**Exercise task**.
Copy out each line of the material below that holds the string "document".

**Given data**.
>>>
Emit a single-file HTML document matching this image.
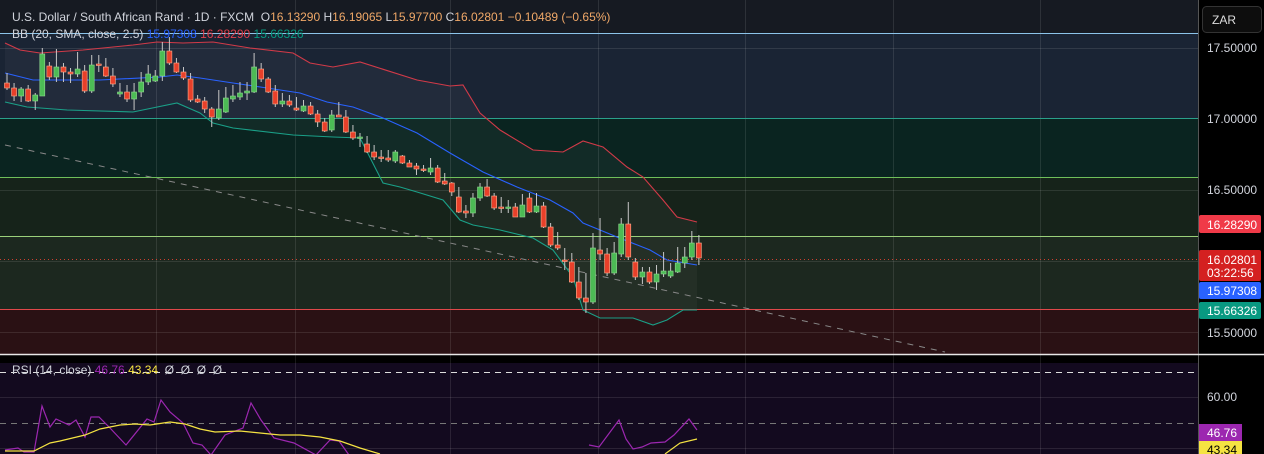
<!DOCTYPE html>
<html><head><meta charset="utf-8"><style>
html,body{margin:0;padding:0;background:#000;width:1264px;height:454px;overflow:hidden;font-family:"Liberation Sans",sans-serif}
svg{position:absolute;left:0;top:0}
.t{font-family:"Liberation Sans",sans-serif;font-size:12px;white-space:pre}
</style></head><body>
<svg id="s" width="1264" height="454" xmlns="http://www.w3.org/2000/svg">
<rect x="0" y="0" width="1198" height="33" fill="#161a22"/>
<rect x="0" y="33" width="1198" height="85" fill="#1a2434"/>
<rect x="0" y="118" width="1198" height="59" fill="#0a2420"/>
<rect x="0" y="177" width="1198" height="59" fill="#16231a"/>
<rect x="0" y="236" width="1198" height="73" fill="#1c281f"/>
<rect x="0" y="309" width="1198" height="45" fill="#2a1114"/>
<rect x="0" y="355" width="1198" height="8" fill="#000"/>
<rect x="0" y="363" width="1198" height="91" fill="#130a1f"/>
<polygon id="bbfill" fill="#ffffff" fill-opacity="0.035" points=""/>
<g stroke="#ffffff" stroke-opacity="0.1" stroke-width="1">
<line x1="156.5" y1="0" x2="156.5" y2="454"/><line x1="295.5" y1="0" x2="295.5" y2="454"/>
<line x1="450.5" y1="0" x2="450.5" y2="454"/><line x1="598.5" y1="0" x2="598.5" y2="454"/>
<line x1="745.5" y1="0" x2="745.5" y2="454"/><line x1="893.5" y1="0" x2="893.5" y2="454"/>
<line x1="1040.5" y1="0" x2="1040.5" y2="454"/>
<line x1="0" y1="48.5" x2="1198" y2="48.5"/><line x1="0" y1="190.5" x2="1198" y2="190.5"/>
<line x1="0" y1="261.5" x2="1198" y2="261.5"/><line x1="0" y1="332.5" x2="1198" y2="332.5"/>
<line x1="0" y1="397.5" x2="1198" y2="397.5"/><line x1="0" y1="448.5" x2="1198" y2="448.5"/>
</g>
<line x1="0" y1="423.5" x2="1198" y2="423.5" stroke="#777" stroke-dasharray="6,5"/>
<line x1="0" y1="372.5" x2="1198" y2="372.5" stroke="#ddd" stroke-dasharray="6,5"/>
<line x1="0" y1="33.5" x2="1198" y2="33.5" stroke="#8cc4ea"/>
<line x1="0" y1="118.5" x2="1198" y2="118.5" stroke="#2aa08a"/>
<line x1="0" y1="177.5" x2="1198" y2="177.5" stroke="#6fbf5a"/>
<line x1="0" y1="236.5" x2="1198" y2="236.5" stroke="#9ad07a"/>
<line x1="0" y1="309.5" x2="1198" y2="309.5" stroke="#e0484a"/>
<line x1="0" y1="259.5" x2="1198" y2="259.5" stroke="#d04030" stroke-dasharray="1,3"/>
<line x1="0" y1="354.5" x2="1198" y2="354.5" stroke="#e8e8e8" stroke-width="1.5"/>
<line x1="5" y1="145" x2="945" y2="352" stroke="#888" stroke-dasharray="6,6"/>
<g id="bb" fill="none" stroke-width="1.1"></g>
<g id="cd"></g>
<g id="rsi" fill="none" stroke-width="1.2"></g>
<rect x="1198" y="0" width="66" height="454" fill="#000"/>
<line x1="1198.5" y1="0" x2="1198.5" y2="454" stroke="#555"/>
<line x1="1198" y1="354.5" x2="1264" y2="354.5" stroke="#e8e8e8" stroke-width="1.5"/>
<rect x="1202.5" y="6.5" width="59" height="26" rx="4" fill="#0d0d0d" stroke="#333"/>
<text class="t" x="1212" y="24" fill="#ddd">ZAR</text>
<g class="t" fill="#d1d4dc">
<text x="1207" y="52">17.50000</text><text x="1207" y="123">17.00000</text>
<text x="1207" y="194">16.50000</text><text x="1207" y="337">15.50000</text>
<text x="1207" y="401">60.00</text>
</g>
<rect x="1199" y="215" width="62" height="18" rx="2" fill="#f03a48"/>
<text class="t" x="1207" y="229" fill="#fff">16.28290</text>
<rect x="1199" y="250" width="62" height="31" rx="2" fill="#d42020"/>
<text class="t" x="1207" y="264" fill="#fff">16.02801</text>
<text class="t" x="1207" y="277" fill="#fff">03:22:56</text>
<rect x="1199" y="282" width="62" height="17" rx="2" fill="#2962ff"/>
<text class="t" x="1207" y="295" fill="#fff">15.97308</text>
<rect x="1199" y="302" width="62" height="17" rx="2" fill="#089981"/>
<text class="t" x="1207" y="315" fill="#fff">15.66326</text>
<rect x="1199" y="424" width="43" height="17" fill="#9c27b0"/>
<text class="t" x="1207" y="437" fill="#fff">46.76</text>
<rect x="1199" y="441" width="43" height="13" fill="#f5e342"/>
<text class="t" x="1207" y="454" fill="#000">43.34</text>
<text class="t" x="12" y="21" fill="#d1d4dc">U.S. Dollar / South African Rand · 1D · FXCM  O<tspan fill="#f0a868">16.13290</tspan> H<tspan fill="#f0a868">16.19065</tspan> L<tspan fill="#f0a868">15.97700</tspan> C<tspan fill="#f0a868">16.02801 −0.10489 (−0.65%)</tspan></text>
<text class="t" x="12" y="38" fill="#d1d4dc">BB (20, SMA, close, 2.5) <tspan fill="#2962ff">15.97308</tspan> <tspan fill="#e0404e">16.28290</tspan> <tspan fill="#089981">15.66326</tspan></text>
<text class="t" x="12" y="374" fill="#d1d4dc">RSI (14, close) <tspan fill="#9c27b0">46.76</tspan> <tspan fill="#f5e342">43.34</tspan>  Ø  Ø  Ø  Ø</text>
</svg>
<script>
var NS="http://www.w3.org/2000/svg";
function pl(g,pts,col){var p=document.createElementNS(NS,"polyline");p.setAttribute("points",pts);p.setAttribute("stroke",col);document.getElementById(g).appendChild(p);}
var UP="5,43 20,50 40,53 83,50 133,45 157,42 183,43 213,42 250,48 293,53 310,63 333,67 360,62 417,80 450,86 463,85 480,113 500,130 533,150 563,152 583,141 603,147 627,167 643,177 663,200 677,217 697,222";
var LO="5,102 27,107 67,110 133,112 177,103 200,113 213,123 233,128 293,135 333,137 360,138 383,183 400,187 417,192 443,200 460,220 473,225 500,230 533,238 553,250 573,277 583,310 600,318 633,318 653,325 667,320 683,310 697,310";
document.getElementById("bbfill").setAttribute("points",UP+" "+LO.split(" ").reverse().join(" "));
pl("bb",UP,"#d23a48");
pl("bb","5,73 33,80 100,80 160,77 177,75 200,78 233,83 267,88 300,93 327,102 353,107 383,118 417,133 450,153 483,172 517,187 550,200 573,213 583,223 617,237 650,250 667,260 697,265","#2962ff");
pl("bb",LO,"#1aa088");
pl("rsi","5,450 18,448 24,452 34,452 42,406 50,427 56,419 69,425 76,420 85,437 91,417 99,417 110,428 126,445 147,419 154,422 161,400 170,412 183,423 193,443 202,445 211,455","#9c27b0");
pl("rsi","211,455 225,435 243,428 251,403 261,420 274,438 294,443 316,455 330,440 339,441 349,455","#9c27b0");
pl("rsi","589,445 599,447 619,420 626,439 633,449 642,447 651,443 665,442 674,435 689,419 697,430","#9c27b0");
pl("rsi","5,451 34,451 50,443 60,441 85,435 100,429 120,425 135,424 150,425 170,422 185,424 200,429 215,432 240,431 260,433 280,435 300,435 320,437 340,441 360,448 380,454","#f5e342");
pl("rsi","665,454 680,443 697,439","#f5e342");
var C=[
[83,88,'r',73,90],[88,96,'r',83,101],[89,96,'g',87,102],[89,101,'r',85,102],[95,101,'g',93,110],[54,96,'g',48,96],[66,77,'r',62,80],[67,77,'g',49,82],[67,72,'r',63,82],[72,74,'r',68,83],[69,74,'g',52,77],[71,91,'r',65,93],[65,91,'g',55,93],[64,65,'r',55,72],[67,76,'r',58,77],[76,84,'r',68,87],[92,94,'g',83,97],[92,99,'r',85,102],[92,99,'g',83,110],[82,92,'g',72,97],[74,82,'g',65,85],[76,81,'g',70,82],[51,76,'g',42,81],[51,63,'r',37,65],[63,72,'r',58,73],[72,78,'r',67,80],[79,100,'r',73,102],[99,102,'r',95,103],[101,109,'r',97,113],[109,117,'r',107,127],[109,118,'g',90,120],[98,112,'g',87,113],[96,99,'g',85,102],[93,97,'g',82,100],[91,93,'g',82,100],[67,92,'g',53,93],[69,79,'r',63,82],[79,92,'r',77,93],[91,104,'r',85,107],[101,104,'g',93,107],[101,105,'r',95,107],[108,110,'r',97,111],[106,111,'g',100,112],[106,114,'r',102,115],[114,122,'r',110,127],[122,131,'r',118,132],[115,130,'g',110,132],[115,117,'r',102,117],[117,132,'r',110,133],[132,138,'r',125,140],
[137,138,'g',133,147],[144,152,'r',136,153],[152,157,'r',145,160],[157,158,'r',150,162],[158,160,'r',150,162],[152,161,'g',150,163],[156,163,'r',155,164],[163,167,'r',160,167],[166,169,'r',163,175],[169,170,'r',165,172],[168,172,'g',158,175],[168,182,'r',165,183],[181,184,'r',173,185],[183,192,'r',182,196],[197,212,'r',187,213],[211,213,'r',205,218],[198,213,'g',193,217],[187,198,'g',183,201],[187,196,'r',179,197],[196,208,'r',193,210],[207,208,'r',197,213],[207,208,'g',200,213],[207,217,'r',203,217],[205,217,'g',194,217],[198,212,'r',193,213],[206,212,'g',193,213],[206,227,'r',202,228],[227,245,'r',223,247],[245,248,'r',232,250],[260,261,'r',248,270],[262,282,'r',253,283],[282,298,'r',267,300],[298,302,'r',273,313],[248,302,'g',233,304],[250,254,'r',218,260],[254,273,'r',248,276],[253,273,'g',242,275],[224,254,'g',218,257],[224,257,'r',202,260],[262,277,'r',258,280],[272,277,'g',267,284],[272,282,'r',267,284],[274,282,'g',265,290],[271,274,'g',252,277],[271,276,'g',263,278],[263,272,'g',247,273],[257,263,'g',247,268],[243,257,'g',231,260],[243,258,'r',235,265]];
var g=document.getElementById("cd"),h="";
for(var i=0;i<C.length;i++){var c=C[i],x=7+i*7.06,col=c[2]=='g'?'#4cbb55':'#e8402a',st=c[2]=='g'?'#8fd88f':'#ffb090';
h+='<line x1="'+x+'" y1="'+c[3]+'" x2="'+x+'" y2="'+c[4]+'" stroke="#c8c8c8" stroke-width="1"/>';
var hh=Math.max(1.5,c[1]-c[0]);h+='<rect x="'+(x-2.5)+'" y="'+c[0]+'" width="5" height="'+hh+'" fill="'+col+'" stroke="'+st+'" stroke-width="0.6"/>';}
g.innerHTML=h;
</script>
</body></html>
<<<
**The completed task**.
Emit a single-file HTML document matching this image.
function pl(g,pts,col){var p=document.createElementNS(NS,"polyline");p.setAttribute("points",pts);p.setAttribute("stroke",col);document.getElementById(g).appendChild(p);}
document.getElementById("bbfill").setAttribute("points",UP+" "+LO.split(" ").reverse().join(" "));
var g=document.getElementById("cd"),h="";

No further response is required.